What you are asked to do> List, from the lines below, each one with "styles" in it.

- - - - -

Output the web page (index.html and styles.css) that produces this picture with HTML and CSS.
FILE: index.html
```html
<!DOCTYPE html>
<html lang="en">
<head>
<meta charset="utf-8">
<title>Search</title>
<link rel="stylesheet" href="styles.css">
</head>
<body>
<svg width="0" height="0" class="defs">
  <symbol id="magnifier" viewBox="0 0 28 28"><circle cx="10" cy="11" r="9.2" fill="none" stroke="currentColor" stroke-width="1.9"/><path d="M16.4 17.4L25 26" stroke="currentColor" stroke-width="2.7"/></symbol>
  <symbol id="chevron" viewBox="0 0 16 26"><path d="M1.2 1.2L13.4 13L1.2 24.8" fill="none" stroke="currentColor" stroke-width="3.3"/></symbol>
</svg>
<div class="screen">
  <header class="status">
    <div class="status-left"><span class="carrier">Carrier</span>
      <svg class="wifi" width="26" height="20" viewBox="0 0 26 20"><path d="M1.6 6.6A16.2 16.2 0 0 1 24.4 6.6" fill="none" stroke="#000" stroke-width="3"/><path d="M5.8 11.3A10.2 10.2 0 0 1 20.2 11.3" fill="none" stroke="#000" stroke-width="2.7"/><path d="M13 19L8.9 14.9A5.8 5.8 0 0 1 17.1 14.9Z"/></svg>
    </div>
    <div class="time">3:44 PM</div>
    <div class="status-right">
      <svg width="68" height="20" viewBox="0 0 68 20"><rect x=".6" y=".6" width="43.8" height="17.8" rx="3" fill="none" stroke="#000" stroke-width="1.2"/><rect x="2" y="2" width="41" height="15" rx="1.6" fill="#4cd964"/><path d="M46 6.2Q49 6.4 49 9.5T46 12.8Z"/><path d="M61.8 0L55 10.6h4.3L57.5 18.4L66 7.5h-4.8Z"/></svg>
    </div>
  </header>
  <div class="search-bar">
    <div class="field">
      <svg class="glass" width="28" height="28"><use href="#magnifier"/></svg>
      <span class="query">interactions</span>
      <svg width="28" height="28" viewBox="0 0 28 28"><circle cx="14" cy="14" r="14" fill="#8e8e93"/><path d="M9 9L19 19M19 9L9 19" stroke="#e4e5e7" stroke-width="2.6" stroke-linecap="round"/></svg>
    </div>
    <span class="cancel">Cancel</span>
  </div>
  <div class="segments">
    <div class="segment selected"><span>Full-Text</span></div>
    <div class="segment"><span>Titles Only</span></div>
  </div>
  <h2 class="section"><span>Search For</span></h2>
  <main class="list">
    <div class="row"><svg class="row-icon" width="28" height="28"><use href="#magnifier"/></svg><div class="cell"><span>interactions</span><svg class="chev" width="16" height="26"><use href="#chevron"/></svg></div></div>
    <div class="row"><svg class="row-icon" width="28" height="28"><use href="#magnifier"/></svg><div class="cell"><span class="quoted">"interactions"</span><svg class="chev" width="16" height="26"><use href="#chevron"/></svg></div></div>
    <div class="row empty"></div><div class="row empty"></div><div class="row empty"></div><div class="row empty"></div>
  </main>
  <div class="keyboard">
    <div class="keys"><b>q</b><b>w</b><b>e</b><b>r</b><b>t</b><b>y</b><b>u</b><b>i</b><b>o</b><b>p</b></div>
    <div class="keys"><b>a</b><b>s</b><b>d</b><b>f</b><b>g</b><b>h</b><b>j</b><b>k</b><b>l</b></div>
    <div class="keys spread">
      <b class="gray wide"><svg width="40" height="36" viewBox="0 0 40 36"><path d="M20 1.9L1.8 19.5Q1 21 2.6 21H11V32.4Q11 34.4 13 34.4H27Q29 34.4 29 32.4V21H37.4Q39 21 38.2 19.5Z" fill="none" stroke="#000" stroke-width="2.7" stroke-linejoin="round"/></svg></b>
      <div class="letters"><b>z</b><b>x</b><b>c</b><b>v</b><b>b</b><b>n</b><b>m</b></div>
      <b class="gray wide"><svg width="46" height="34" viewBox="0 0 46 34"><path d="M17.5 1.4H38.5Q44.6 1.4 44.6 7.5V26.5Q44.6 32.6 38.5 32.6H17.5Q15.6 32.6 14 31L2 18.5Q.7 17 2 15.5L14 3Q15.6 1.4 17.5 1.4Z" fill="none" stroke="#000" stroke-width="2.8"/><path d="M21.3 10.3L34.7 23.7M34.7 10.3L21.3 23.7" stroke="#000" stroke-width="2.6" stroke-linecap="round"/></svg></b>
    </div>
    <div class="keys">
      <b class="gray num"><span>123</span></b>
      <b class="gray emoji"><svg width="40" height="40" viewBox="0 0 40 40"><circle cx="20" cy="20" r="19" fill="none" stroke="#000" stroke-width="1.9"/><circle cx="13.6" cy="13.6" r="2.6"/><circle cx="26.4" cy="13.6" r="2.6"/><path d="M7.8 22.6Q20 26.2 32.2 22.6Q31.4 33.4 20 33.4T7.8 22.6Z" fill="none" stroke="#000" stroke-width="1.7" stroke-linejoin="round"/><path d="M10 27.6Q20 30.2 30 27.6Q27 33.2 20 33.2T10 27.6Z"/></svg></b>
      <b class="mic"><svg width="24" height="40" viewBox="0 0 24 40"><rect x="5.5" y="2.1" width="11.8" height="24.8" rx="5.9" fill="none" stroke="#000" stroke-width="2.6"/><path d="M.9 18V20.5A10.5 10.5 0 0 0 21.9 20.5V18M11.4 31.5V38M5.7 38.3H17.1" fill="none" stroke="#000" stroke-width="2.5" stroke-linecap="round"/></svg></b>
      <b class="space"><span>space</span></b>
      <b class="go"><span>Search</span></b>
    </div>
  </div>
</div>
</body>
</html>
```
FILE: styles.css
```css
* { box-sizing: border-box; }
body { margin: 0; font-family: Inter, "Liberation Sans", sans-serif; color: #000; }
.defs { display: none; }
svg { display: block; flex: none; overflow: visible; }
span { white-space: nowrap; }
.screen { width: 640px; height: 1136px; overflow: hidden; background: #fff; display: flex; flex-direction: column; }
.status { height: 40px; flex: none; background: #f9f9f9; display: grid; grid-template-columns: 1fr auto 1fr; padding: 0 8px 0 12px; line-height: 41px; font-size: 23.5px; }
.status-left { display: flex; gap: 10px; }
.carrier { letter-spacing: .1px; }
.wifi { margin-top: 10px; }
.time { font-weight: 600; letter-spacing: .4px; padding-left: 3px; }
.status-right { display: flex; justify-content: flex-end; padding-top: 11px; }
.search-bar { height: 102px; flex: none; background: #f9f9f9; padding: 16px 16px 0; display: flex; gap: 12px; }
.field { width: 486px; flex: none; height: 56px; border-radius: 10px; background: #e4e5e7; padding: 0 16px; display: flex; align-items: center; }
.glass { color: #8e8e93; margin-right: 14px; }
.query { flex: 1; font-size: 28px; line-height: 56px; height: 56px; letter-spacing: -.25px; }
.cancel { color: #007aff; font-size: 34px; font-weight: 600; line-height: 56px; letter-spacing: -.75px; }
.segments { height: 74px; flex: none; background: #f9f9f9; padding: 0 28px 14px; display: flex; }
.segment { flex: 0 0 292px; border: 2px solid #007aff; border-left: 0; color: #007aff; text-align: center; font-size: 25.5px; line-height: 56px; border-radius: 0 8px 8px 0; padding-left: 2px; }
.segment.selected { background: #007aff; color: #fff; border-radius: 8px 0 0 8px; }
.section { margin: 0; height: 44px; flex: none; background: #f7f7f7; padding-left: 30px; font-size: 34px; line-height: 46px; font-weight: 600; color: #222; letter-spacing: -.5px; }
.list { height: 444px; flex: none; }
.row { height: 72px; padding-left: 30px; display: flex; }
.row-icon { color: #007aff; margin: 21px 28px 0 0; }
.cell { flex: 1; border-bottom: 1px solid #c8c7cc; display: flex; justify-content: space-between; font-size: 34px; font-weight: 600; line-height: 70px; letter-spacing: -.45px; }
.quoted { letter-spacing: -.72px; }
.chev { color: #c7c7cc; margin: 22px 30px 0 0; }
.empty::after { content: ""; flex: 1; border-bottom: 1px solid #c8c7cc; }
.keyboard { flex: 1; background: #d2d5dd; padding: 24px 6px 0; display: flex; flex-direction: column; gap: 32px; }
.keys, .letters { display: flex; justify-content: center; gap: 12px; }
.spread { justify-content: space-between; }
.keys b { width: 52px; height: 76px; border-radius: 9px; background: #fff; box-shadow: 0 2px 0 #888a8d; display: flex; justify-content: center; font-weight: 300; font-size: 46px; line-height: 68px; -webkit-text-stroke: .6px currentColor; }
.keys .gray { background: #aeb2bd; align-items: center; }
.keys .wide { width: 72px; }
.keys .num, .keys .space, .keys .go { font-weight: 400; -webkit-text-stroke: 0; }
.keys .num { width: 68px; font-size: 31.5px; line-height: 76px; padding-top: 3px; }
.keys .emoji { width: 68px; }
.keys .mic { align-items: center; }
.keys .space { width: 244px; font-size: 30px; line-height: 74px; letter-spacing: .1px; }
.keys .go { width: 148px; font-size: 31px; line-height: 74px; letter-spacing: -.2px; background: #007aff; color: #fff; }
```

- - - - -

Written response>
Output the web page (index.html and styles.css) that produces this picture with HTML and CSS.
<link rel="stylesheet" href="styles.css">
FILE: styles.css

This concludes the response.